DC Court Rules Tracking Phones Without a Warrant Is Unconstitutional (cbsnews.com)
An anonymous reader writes: Law enforcement use of one tracking tool, the cell-site simulator, to track a suspect's phone without a warrant violates the Constitution, the D.C. Court of Appeals said Thursday in a landmark ruling for privacy and Fourth Amendment rights as they pertain to policing tactics. The ruling could have broad implications for law enforcement's use of cell-site simulators, which local police and federal agencies can use to mimic a cell phone tower to the phone connect to the device instead of its regular network. In a decision that reversed the decision of the Superior Court of the District of Columbia and overturned the conviction of a robbery and sexual assault suspect, the D.C. Court of Appeals determined the use of the cell-site simulator "to locate a person through his or her cellphone invades the person's actual, legitimate and reasonable expectation of privacy in his or her location information and is a search."
No, the phone absolutely does not work this way. The location is implied by the tower. If it worked the way you say, we wouldn't have been able to use cell phones prior to GPS tech on smartphones since the phone wouldn't know where it was. How did this get modded up? ROFL. Mod moderator down.
Presumably the cops thought they didn't need a warrant.
A lot of the legal framework in the US around these matters dates back to the time of the Bill of Rights. In general courts have viewed police suspicion as something that doesn't violate your rights as a citizen.
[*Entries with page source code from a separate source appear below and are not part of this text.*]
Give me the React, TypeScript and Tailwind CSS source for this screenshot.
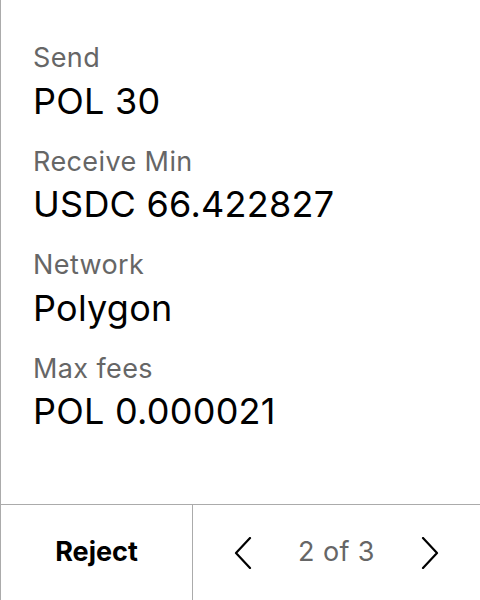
import React from 'react';

const rows = [
  { label: 'Send', value: 'POL 30' },
  { label: 'Receive Min', value: 'USDC 66.422827' },
  { label: 'Network', value: 'Polygon' },
  { label: 'Max fees', value: 'POL 0.000021' },
];

function Chevron({ dir }: { dir: 'left' | 'right' }) {
  return (
    <svg width="18" height="32" viewBox="0 0 18 32" fill="none" className="block">
      <polyline
        points={dir === 'left' ? '16,1 2,16 16,31' : '2,1 16,16 2,31'}
        stroke="#000"
        strokeWidth="2.2"
        strokeLinecap="round"
        strokeLinejoin="round"
      />
    </svg>
  );
}

export default function App() {
  return (
    <div className="flex h-[600px] w-[480px] flex-col border-l border-[#ababab] bg-white font-['Inter',sans-serif]">
      <div className="flex flex-1 flex-col gap-[18px] px-8 pt-[39px]">
        {rows.map((r) => (
          <div key={r.label} className="flex flex-col">
            <div className="text-[27px] leading-[37.5px] tracking-[0.4px] text-[#666666]">{r.label}</div>
            <div className="text-[36px] leading-[48px] tracking-[0.25px] text-black">{r.value}</div>
          </div>
        ))}
      </div>
      <div className="flex h-24 border-t border-[#ababab]">
        <button className="flex w-[192px] items-center justify-center border-r border-[#ababab] text-[27px] font-bold text-black">
          Reject
        </button>
        <div className="flex flex-1 items-center justify-between px-[41px]">
          <Chevron dir="left" />
          <span className="text-[27px] tracking-[0.4px] text-[#666666]">2 of 3</span>
          <Chevron dir="right" />
        </div>
      </div>
    </div>
  );
}
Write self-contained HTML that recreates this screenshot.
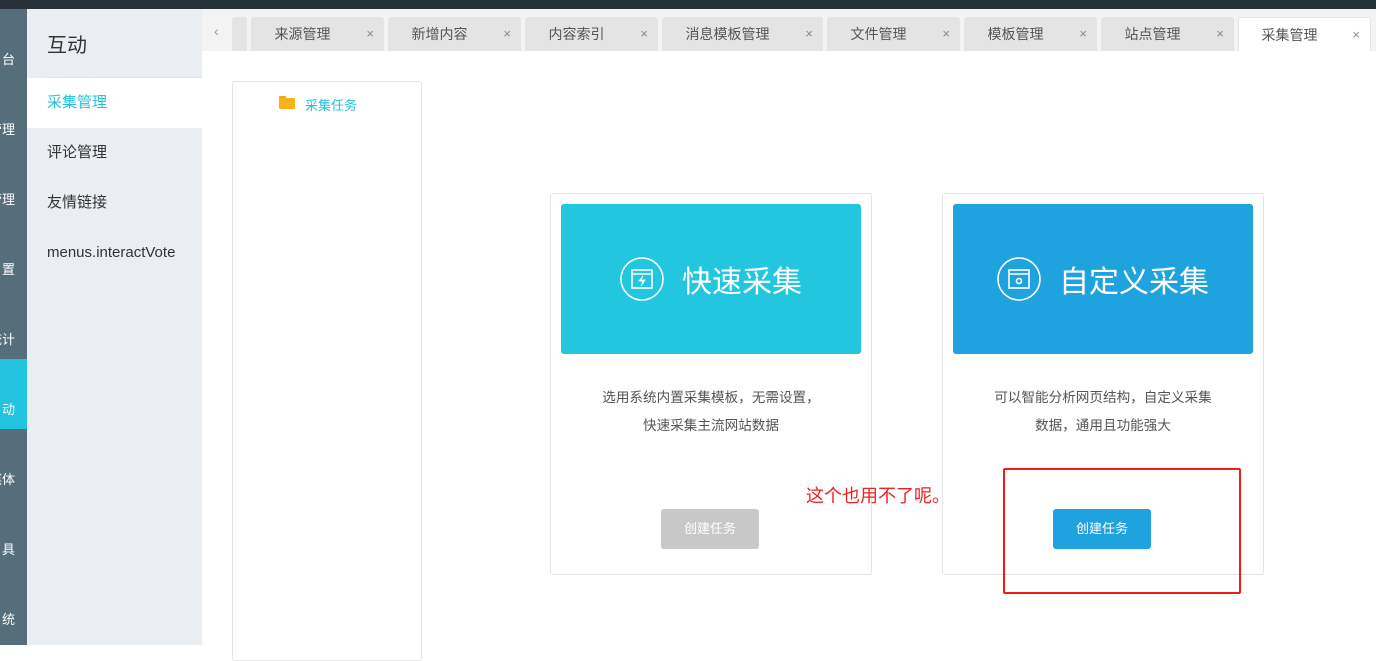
<!DOCTYPE html>
<html><head><meta charset="utf-8"><style>
*{margin:0;padding:0;box-sizing:border-box}
body{width:1376px;height:645px;overflow:hidden;background:#fff;font-family:"Liberation Sans","Noto Sans CJK SC",sans-serif;position:relative}
.a{position:absolute}
.top{left:0;top:0;width:1376px;height:9px;background:#263238}
.s1{left:0;top:9px;width:27px;height:636px;background:#546e7a;color:#fff;font-size:13px;overflow:hidden}
.s1 div{position:absolute;right:12px;white-space:nowrap}
.s2{left:27px;top:9px;width:175px;height:636px;background:#eaedf1}
.s2 .it{position:absolute;left:0;width:175px;height:50px;line-height:50px;padding-left:20px;font-size:15px;color:#333}
.tabs{left:202px;top:9px;width:1174px;height:42px;background:#f3f3f3}
.tab{position:absolute;top:8px;height:34px;background:#e4e4e4;border-radius:3px 3px 0 0;font-size:14px;color:#555;line-height:34px}
.tab span{position:absolute;left:0;right:30px;text-align:center}
.tab i{position:absolute;right:10px;font-style:normal;color:#888;font-size:13px}
.card{border:1px solid #e5e5e5;border-radius:3px;background:#fff}
.ban{position:absolute;left:10px;top:10px;width:300px;height:150px;border-radius:3px;color:#fff;font-size:30px;display:flex;align-items:center;justify-content:center}
.desc{position:absolute;left:20px;right:20px;top:190px;text-align:center;font-size:13.6px;color:#555;line-height:28px}
.btn{position:absolute;left:110px;top:315px;width:98px;height:40px;border-radius:3px;color:#fff;font-size:13px;line-height:40px;text-align:center}
</style></head><body>
<div class="a top"></div>
<div class="a s1">
<div style="top:40px">台</div><div style="top:110px">管理</div><div style="top:180px">管理</div><div style="top:250px">置</div><div style="top:320px">统计</div>
<div style="top:350px;right:0;width:27px;height:70px;background:#22c3de"></div><div style="top:390px">动</div>
<div style="top:460px">媒体</div><div style="top:530px">具</div><div style="top:600px">统</div>
</div>
<div class="a s2">
<div style="position:absolute;left:20px;top:20px;font-size:20px;color:#333">互动</div>
<div style="position:absolute;left:20px;top:68px;width:155px;height:1px;background:#dde1e5"></div>
<div class="it" style="top:69px;background:#fff;color:#22c3de">采集管理</div>
<div class="it" style="top:119px">评论管理</div>
<div class="it" style="top:169px">友情链接</div>
<div class="it" style="top:219px">menus.interactVote</div>
</div>
<div class="a tabs">
<div style="position:absolute;left:12px;top:14px;color:#999;font-size:14px">‹</div>
<div class="tab" style="left:30px;width:15px"></div>
<div class="tab" style="left:49px;width:133px"><span>来源管理</span><i>×</i></div>
<div class="tab" style="left:186px;width:133px"><span>新增内容</span><i>×</i></div>
<div class="tab" style="left:323px;width:133px"><span>内容索引</span><i>×</i></div>
<div class="tab" style="left:460px;width:161px"><span>消息模板管理</span><i>×</i></div>
<div class="tab" style="left:625px;width:133px"><span>文件管理</span><i>×</i></div>
<div class="tab" style="left:762px;width:133px"><span>模板管理</span><i>×</i></div>
<div class="tab" style="left:899px;width:133px"><span>站点管理</span><i>×</i></div>
<div class="tab" style="left:1036px;width:133px;background:#fff;border:1px solid #e5e5e5;border-bottom:0"><span>采集管理</span><i>×</i></div>
</div>
<div class="a card" style="left:232px;top:81px;width:190px;height:580px">
<div style="position:absolute;left:46px;top:14px;width:7px;height:3px;background:#f7a90f;border-radius:1px 1px 0 0"></div>
<div style="position:absolute;left:46px;top:16px;width:16px;height:11px;background:#fbb218;border-radius:1px"></div>
<div style="position:absolute;left:72px;top:13px;font-size:13px;color:#22c3de">采集任务</div>
</div>
<div class="a card" style="left:550px;top:193px;width:322px;height:382px">
<div class="ban" style="background:#22c7df">
<svg width="44" height="44" viewBox="0 0 44 44" style="margin-right:18px" fill="none" stroke="#fff" stroke-width="1.6"><circle cx="22" cy="22" r="21"/><rect x="12" y="13" width="20" height="18"/><line x1="12" y1="17" x2="32" y2="17"/><path d="M23 19l-4 5h4l-2 5 4-6h-4z" fill="#fff" stroke-width="0.8"/></svg>快速采集</div>
<div class="desc">选用系统内置采集模板，无需设置，<br>快速采集主流网站数据</div>
<div class="btn" style="background:#c8c8c8">创建任务</div>
</div>
<div class="a card" style="left:942px;top:193px;width:322px;height:382px">
<div class="ban" style="background:#1fa3de">
<svg width="44" height="44" viewBox="0 0 44 44" style="margin-right:18px" fill="none" stroke="#fff" stroke-width="1.6"><circle cx="22" cy="22" r="21"/><rect x="12" y="13" width="20" height="18"/><line x1="12" y1="17" x2="32" y2="17"/><circle cx="22" cy="24" r="2.5"/></svg>自定义采集</div>
<div class="desc">可以智能分析网页结构，自定义采集<br>数据，通用且功能强大</div>
<div class="btn" style="background:#1fa3de">创建任务</div>
</div>
<div class="a" style="left:806px;top:482px;font-size:18px;color:#f02020">这个也用不了呢。</div>
<div class="a" style="left:1003px;top:468px;width:238px;height:126px;border:2px solid #f01c1c;border-radius:2px"></div>
</body></html>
For example if a plainclothes cop decides you look suspicious and tails you for awhile, that's perfectly OK. He doesn't need a warrant.
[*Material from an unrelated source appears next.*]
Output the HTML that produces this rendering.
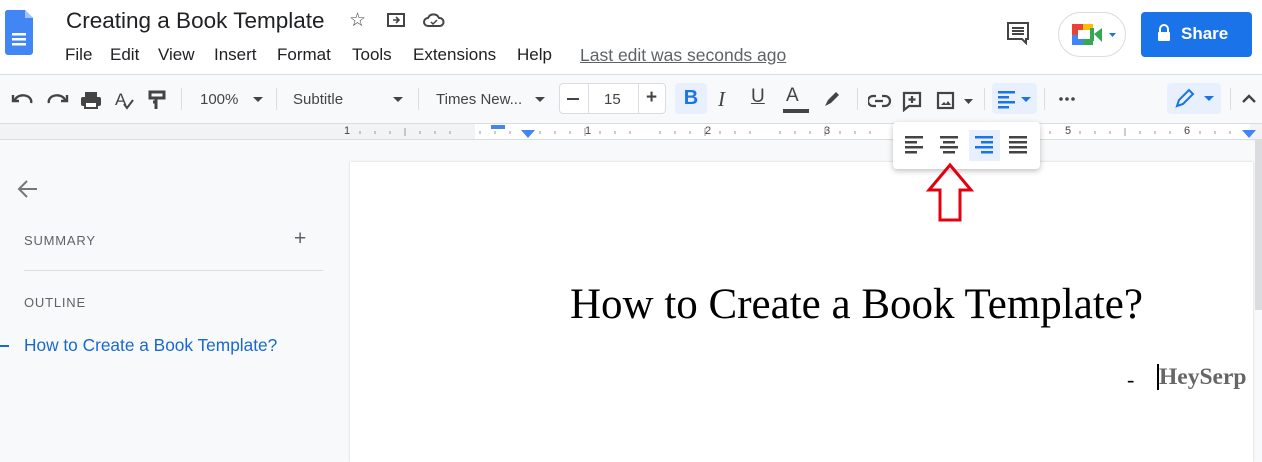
<!DOCTYPE html><html><head><style>
*{margin:0;padding:0;box-sizing:border-box}
body{width:1262px;height:456px;overflow:hidden;background:#f8f9fa;font-family:"Liberation Sans",Arial,sans-serif;position:relative;color:#444}
.a{position:absolute}
.top{left:0;top:0;width:1262px;height:75px;background:#fff;border-bottom:1px solid #dadce0}
.m{position:absolute;top:45px;font-size:17px;color:#202124;white-space:nowrap}
.sep{position:absolute;top:88px;width:1px;height:22px;background:#dadce0}
</style></head><body>
<div class="a top"></div>
<svg class="a" style="left:5px;top:10px" width="28" height="46" viewBox="0 0 28 46"><path d="M2 0h18l8 8v34a3 3 0 0 1-3 3H3a3 3 0 0 1-3-3V3a3 3 0 0 1 2-3z" fill="#4285f4"/><path d="M20 0v8h8z" fill="#a1c2fa"/><rect x="7" y="23" width="14" height="2.5" fill="#fff"/><rect x="7" y="28" width="14" height="2.5" fill="#fff"/><rect x="7" y="33" width="14" height="2.5" fill="#fff"/></svg>
<div class="a" style="left:66px;top:8px;font-size:22.5px;color:#202124">Creating a Book Template</div>
<div class="a" style="left:349px;top:9px;font-size:19px;color:#444">☆</div>
<svg class="a" style="left:387px;top:12px" width="18" height="16"><rect x="1" y="2" width="16" height="12" fill="none" stroke="#444" stroke-width="2"/><path d="M6 8h6M9 5l3 3-3 3" stroke="#444" stroke-width="1.6" fill="none"/></svg>
<svg class="a" style="left:423px;top:12px" width="22" height="16"><path d="M5 14a4 4 0 0 1 0-8 6 6 0 0 1 11 0 4 4 0 0 1 1 8z" fill="none" stroke="#444" stroke-width="2"/><path d="M8 10l2 2 4-4" stroke="#444" stroke-width="1.5" fill="none"/></svg>
<div class="m" style="left:65px">File</div><div class="m" style="left:110px">Edit</div><div class="m" style="left:158px">View</div><div class="m" style="left:214px">Insert</div><div class="m" style="left:277px">Format</div><div class="m" style="left:352px">Tools</div><div class="m" style="left:413px">Extensions</div><div class="m" style="left:517px">Help</div>
<div class="a" style="left:580px;top:45px;font-size:17.5px;color:#5f6368;text-decoration:underline">Last edit was seconds ago</div>
<svg class="a" style="left:1006px;top:21px" width="24" height="24"><path d="M2 2h20v16h-2v4l-4-4H2z" fill="none" stroke="#444" stroke-width="2"/><path d="M6 7h12M6 10h12M6 13h12" stroke="#444" stroke-width="2"/></svg>
<div class="a" style="left:1058px;top:12px;width:68px;height:45px;border:1px solid #dadce0;border-radius:23px;background:#fff"></div>
<svg class="a" style="left:1072px;top:22px" width="44" height="26"><rect x="0" y="2" width="11" height="11" fill="#ea4335"/><rect x="0" y="13" width="11" height="10" fill="#4285f4"/><rect x="11" y="2" width="10" height="6" fill="#fbbc04"/><rect x="11" y="17" width="10" height="6" fill="#34a853"/><rect x="18" y="6" width="4" height="13" fill="#34a853"/><path d="M22 12l8-6v14z" fill="#34a853"/><rect x="6" y="8" width="10" height="9" fill="#fff"/><path d="M37 11h7l-3.5 4z" fill="#1a73e8"/></svg>
<div class="a" style="left:1141px;top:12px;width:111px;height:45px;background:#1a73e8;border-radius:4px;color:#fff;font-size:17px;font-weight:bold;line-height:43px;padding-left:40px">Share</div>
<svg class="a" style="left:1157px;top:24px" width="14" height="18"><path d="M3 8V5a4 4 0 0 1 8 0v3" stroke="#fff" stroke-width="2" fill="none"/><rect x="1" y="8" width="12" height="9" rx="1" fill="#fff"/></svg>
<!-- ruler -->
<div class="a" style="left:0;top:123px;width:1262px;height:17px;background:#f1f3f4;border-top:1px solid #dadce0;border-bottom:1px solid #dadce0"></div>
<div class="a" style="left:475px;top:124px;width:775px;height:15px;background:#fff"></div>
<svg class="a" style="left:340px;top:124px" width="922" height="15"><g stroke="#999" stroke-width="1">
<path d="M20 7v3M35 7v3M50 7v3M65 4v8M80 7v3M95 7v3M110 7v3M140 7v3M155 7v3M170 7v3M200 7v3M215 7v3M230 7v3M245 4v8M260 7v3M275 7v3M290 7v3M320 7v3M335 7v3M350 7v3M365 4v8M380 7v3M395 7v3M410 7v3M440 7v3M455 7v3M470 7v3M485 4v8M500 7v3M515 7v3M530 7v3M680 7v3M695 7v3M710 7v3M740 7v3M755 7v3M770 7v3M785 4v8M800 7v3M815 7v3M830 7v3M860 7v3M875 7v3M890 7v3"/></g></svg>
<div class="a" style="left:344px;top:125px;font-size:11px;color:#444;white-space:nowrap">1</div>
<div class="a" style="left:585px;top:125px;font-size:11px;color:#444">1</div>
<div class="a" style="left:705px;top:125px;font-size:11px;color:#444">2</div>
<div class="a" style="left:824px;top:125px;font-size:11px;color:#444">3</div>
<div class="a" style="left:1065px;top:125px;font-size:11px;color:#444">5</div>
<div class="a" style="left:1184px;top:125px;font-size:11px;color:#444">6</div>
<div class="a" style="left:491px;top:125px;width:14px;height:4px;background:#4285f4"></div>
<svg class="a" style="left:521px;top:130px" width="14" height="8"><path d="M0 0h14L7 8z" fill="#4285f4"/></svg>
<svg class="a" style="left:1242px;top:130px" width="14" height="8"><path d="M0 0h14L7 8z" fill="#4285f4"/></svg>
<!-- toolbar -->
<svg class="a" style="left:10px;top:89px" width="160" height="22"><g fill="none" stroke="#444" stroke-width="2.4"><path d="M5 11a8 6 0 0 1 16 3M3 6v6h6"/><path d="M55 11a8 6 0 0 0-16 3M57 6v6h-6"/></g><rect x="71" y="8" width="20" height="9" rx="2" fill="#444"/><rect x="75" y="3" width="12" height="5" fill="#444"/><rect x="75" y="13" width="12" height="6" fill="#fff" stroke="#444" stroke-width="2"/><text x="105" y="16" font-size="17" fill="#444" font-family="Liberation Sans">A</text><path d="M114 15l3 4 6-8" stroke="#444" stroke-width="2" fill="none"/><path d="M140 3h14v6h-14zM146 9v4h-3M146 13v7" stroke="#444" stroke-width="3" fill="none"/></svg>
<div class="sep" style="left:181px"></div>
<div class="a" style="left:200px;top:91px;font-size:15px;color:#444">100%</div>
<svg class="a" style="left:253px;top:97px" width="10" height="6"><path d="M0 0h10L5 5z" fill="#444"/></svg>
<div class="sep" style="left:276px"></div>
<div class="a" style="left:293px;top:91px;font-size:15px;color:#444">Subtitle</div>
<svg class="a" style="left:393px;top:97px" width="10" height="6"><path d="M0 0h10L5 5z" fill="#444"/></svg>
<div class="sep" style="left:418px"></div>
<div class="a" style="left:436px;top:91px;font-size:15px;color:#444">Times New...</div>
<svg class="a" style="left:535px;top:97px" width="10" height="6"><path d="M0 0h10L5 5z" fill="#444"/></svg>
<div class="a" style="left:559px;top:83px;width:107px;height:31px;border:1px solid #dadce0;border-radius:4px;background:#fff"></div>
<div class="a" style="left:588px;top:83px;width:1px;height:31px;background:#dadce0"></div>
<div class="a" style="left:638px;top:83px;width:1px;height:31px;background:#dadce0"></div>
<div class="a" style="left:567px;top:98px;width:12px;height:2px;background:#444"></div>
<div class="a" style="left:604px;top:91px;font-size:15px;color:#444">15</div>
<div class="a" style="left:646px;top:87px;font-size:19px;font-weight:bold;color:#444">+</div>
<div class="a" style="left:675px;top:83px;width:32px;height:31px;background:#e8f0fe;border-radius:4px;color:#1a73e8;font-size:20px;font-weight:bold;text-align:center;line-height:31px">B</div>
<div class="a" style="left:718px;top:87px;font-size:21px;font-style:italic;font-family:'Liberation Serif';color:#444">I</div>
<div class="a" style="left:751px;top:86px;font-size:19px;color:#444;text-decoration:underline">U</div>
<div class="a" style="left:786px;top:85px;font-size:19px;color:#444">A</div>
<div class="a" style="left:783px;top:109px;width:26px;height:4px;background:#444"></div>
<svg class="a" style="left:822px;top:89px" width="20" height="20"><path d="M3 17l3-6 8-8 3 3-8 8z" fill="#444"/></svg>
<div class="sep" style="left:857px"></div>
<svg class="a" style="left:868px;top:90px" width="160" height="22"><g fill="none" stroke="#444" stroke-width="2.2"><path d="M8 6H5a5 5 0 0 0 0 10h3M14 6h3a5 5 0 0 1 0 10h-3M7 11h8"/><path d="M36 3h16v13H41l-5 4z"/><path d="M44 6v7M40.5 9.5h7"/><rect x="70" y="3" width="15" height="15"/></g><path d="M73 15l3-3 2 2 2-3 3 4z" fill="#444"/><path d="M96 9h9l-4.5 5z" fill="#444"/></svg>
<div class="sep" style="left:984px"></div>
<div class="a" style="left:992px;top:83px;width:45px;height:31px;background:#e8f0fe;border-radius:4px"></div>
<svg class="a" style="left:998px;top:89px" width="36" height="20"><g fill="#1a73e8"><rect x="0" y="2" width="17" height="2.5"/><rect x="0" y="7" width="11" height="2.5"/><rect x="0" y="12" width="17" height="2.5"/><rect x="0" y="17" width="11" height="2.5"/><path d="M23 8h10l-5 5z"/></g></svg>
<div class="sep" style="left:1044px"></div>
<svg class="a" style="left:1058px;top:96px" width="20" height="6"><circle cx="3" cy="3" r="1.8" fill="#444"/><circle cx="9" cy="3" r="1.8" fill="#444"/><circle cx="15" cy="3" r="1.8" fill="#444"/></svg>
<div class="a" style="left:1167px;top:83px;width:54px;height:31px;background:#e8f0fe;border-radius:4px"></div>
<svg class="a" style="left:1174px;top:88px" width="42" height="22"><path d="M3 18l2-6 10-10 4 4-10 10z" fill="none" stroke="#1a73e8" stroke-width="2"/><path d="M30 8h10l-5 5z" fill="#1a73e8"/></svg>
<div class="sep" style="left:1230px"></div>
<svg class="a" style="left:1241px;top:92px" width="16" height="12"><path d="M2 10l6-6 6 6" stroke="#444" stroke-width="2.4" fill="none"/></svg>
<!-- left panel -->
<svg class="a" style="left:17px;top:179px" width="22" height="20"><path d="M20 10H3M10 2l-8 8 8 8" stroke="#777" stroke-width="2" fill="none"/></svg>
<div class="a" style="left:24px;top:233px;font-size:13px;color:#5f6368;letter-spacing:.8px">SUMMARY</div>
<div class="a" style="left:294px;top:227px;font-size:21px;color:#5f6368">+</div>
<div class="a" style="left:24px;top:270px;width:299px;height:1px;background:#dadce0"></div>
<div class="a" style="left:24px;top:295px;font-size:13px;color:#5f6368;letter-spacing:.8px">OUTLINE</div>
<div class="a" style="left:0;top:345px;width:9px;height:2px;background:#1967d2"></div>
<div class="a" style="left:24px;top:335px;font-size:17.3px;color:#1967d2">How to Create a Book Template?</div>
<!-- page -->
<div class="a" style="left:350px;top:162px;width:903px;height:300px;background:#fff;box-shadow:0 0 2px #ccc"></div>
<div class="a" style="left:1255px;top:140px;width:7px;height:170px;background:#dadce0"></div>
<div class="a" style="left:570px;top:280px;font-size:43px;font-family:'Liberation Serif',serif;color:#000;white-space:nowrap">How to Create a Book Template?</div>
<div class="a" style="left:1127px;top:367px;font-size:22px;font-family:'Liberation Serif',serif;color:#000">-</div>
<div class="a" style="left:1157px;top:364px;width:2px;height:26px;background:#000"></div>
<div class="a" style="left:1159px;top:364px;font-size:23.5px;font-weight:bold;font-family:'Liberation Serif',serif;color:#666">HeySerp</div>
<!-- align popup -->
<div class="a" style="left:893px;top:122px;width:147px;height:47px;background:#fff;border-radius:4px;box-shadow:0 2px 6px rgba(0,0,0,.25)"></div>
<div class="a" style="left:969px;top:130px;width:31px;height:31px;background:#e8f0fe"></div>
<svg class="a" style="left:905px;top:136px" width="125" height="20"><g fill="#444"><rect x="0" y="0" width="18" height="2.5"/><rect x="0" y="5" width="12" height="2.5"/><rect x="0" y="10" width="18" height="2.5"/><rect x="0" y="15" width="12" height="2.5"/><rect x="35" y="0" width="18" height="2.5"/><rect x="38" y="5" width="12" height="2.5"/><rect x="35" y="10" width="18" height="2.5"/><rect x="38" y="15" width="12" height="2.5"/><rect x="104" y="0" width="18" height="2.5"/><rect x="104" y="5" width="18" height="2.5"/><rect x="104" y="10" width="18" height="2.5"/><rect x="104" y="15" width="18" height="2.5"/></g><g fill="#1a73e8"><rect x="70" y="0" width="18" height="2.5"/><rect x="76" y="5" width="12" height="2.5"/><rect x="70" y="10" width="18" height="2.5"/><rect x="76" y="15" width="12" height="2.5"/></g></svg>
<svg class="a" style="left:925px;top:162px" width="52" height="62"><path d="M25 3L4 28h11v30h20V28h11z" fill="none" stroke="#e3000f" stroke-width="3"/></svg>
</body></html>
The problem with technology is that we can now automate that process, and that often changes its character. A cop trailing you to see where you goes is a self-limiting process. It'd be too expensive and time consuming to do to everyone. But since everyone carries a phone now, the police actually can follow them everywhere, all the time, and it would cost them practically nothing. That's way more intrusive, even though on a case by case basis you're doing the exact same thing: keeping tabs on where someone goes.
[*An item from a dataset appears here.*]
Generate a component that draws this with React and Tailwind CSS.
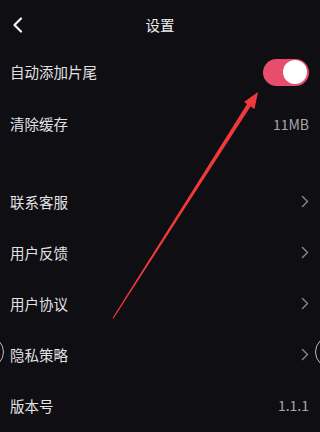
import React from "react";

const Chevron = () => (
  <svg width="8" height="13" viewBox="0 0 8 13" fill="none">
    <path d="M1.5 1.5 L6.5 6.5 L1.5 11.5" stroke="#8a8a8e" strokeWidth="1.4" strokeLinecap="round" strokeLinejoin="round" />
  </svg>
);

const Row = ({ label, right, h = "h-[51px]" }) => (
  <div className={`flex ${h} items-center justify-between pl-[10px] pr-[11px]`}>
    <span className="text-[14.5px] text-[#e2e2e4]">{label}</span>
    {right}
  </div>
);

export default function App() {
  return (
    <div
      className="relative h-[432px] w-[320px] overflow-hidden bg-[#0f0e13]"
      style={{ fontFamily: '"Noto Sans CJK SC", "Noto Sans", sans-serif' }}
    >
      <div className="relative flex h-[46px] items-center justify-center">
        <svg className="absolute left-[12px] top-[17px]" width="12" height="16" viewBox="0 0 12 16" fill="none">
          <path d="M9 1.5 L2.5 8 L9 14.5" stroke="#f2f2f2" strokeWidth="2.2" strokeLinecap="round" strokeLinejoin="round" />
        </svg>
        <span className="mt-[4px] text-[14.5px] text-[#ececee]">设置</span>
      </div>

      <Row
        label="自动添加片尾"
        h="h-[52px]"
        right={
          <div className="flex h-[27px] w-[46px] items-center justify-end rounded-full bg-[#e84d6d] pr-[2px]">
            <div className="h-[24px] w-[24px] rounded-full bg-white" />
          </div>
        }
      />
      <Row label="清除缓存" h="h-[52px]" right={<span className="text-[14px] text-[#a6a6aa]">11MB</span>} />
      <div className="h-[26px]" />
      <Row label="联系客服" right={<Chevron />} />
      <Row label="用户反馈" right={<Chevron />} />
      <Row label="用户协议" right={<Chevron />} />
      <Row label="隐私策略" right={<Chevron />} />
      <Row label="版本号" right={<span className="text-[14px] text-[#a6a6aa]">1.1.1</span>} />

      <div className="absolute left-[-28px] top-[336px] h-[32px] w-[32px] rounded-full border border-[#bdbdc0]" />
      <div className="absolute left-[315px] top-[336px] h-[32px] w-[32px] rounded-full border border-[#bdbdc0]" />

      <svg className="pointer-events-none absolute left-0 top-0" width="320" height="432" viewBox="0 0 320 432">
        <polygon points="112.5,318 113.5,318.5 251.5,105 248,102.5" fill="#f03a3a" />
        <polygon points="258,92 254.5,109 244,102" fill="#f03a3a" />
      </svg>
    </div>
  );
}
And here's another wrinkle. Since you divulge your position to the phone company, under US common law it's not your private information. If the phone company decides to relay your position to the cops, it's completely kosher unless that disclosure is forbidden by statute or the court gets creative.
What technology allows the police to do obviously violates the spirit of the Constitution; so what the court has done is what courts sometimes done in similar cases (like contraception): try to infer underlying principles from the Bill of Rights and extrapolate them to the current situation under the 9th Amendment.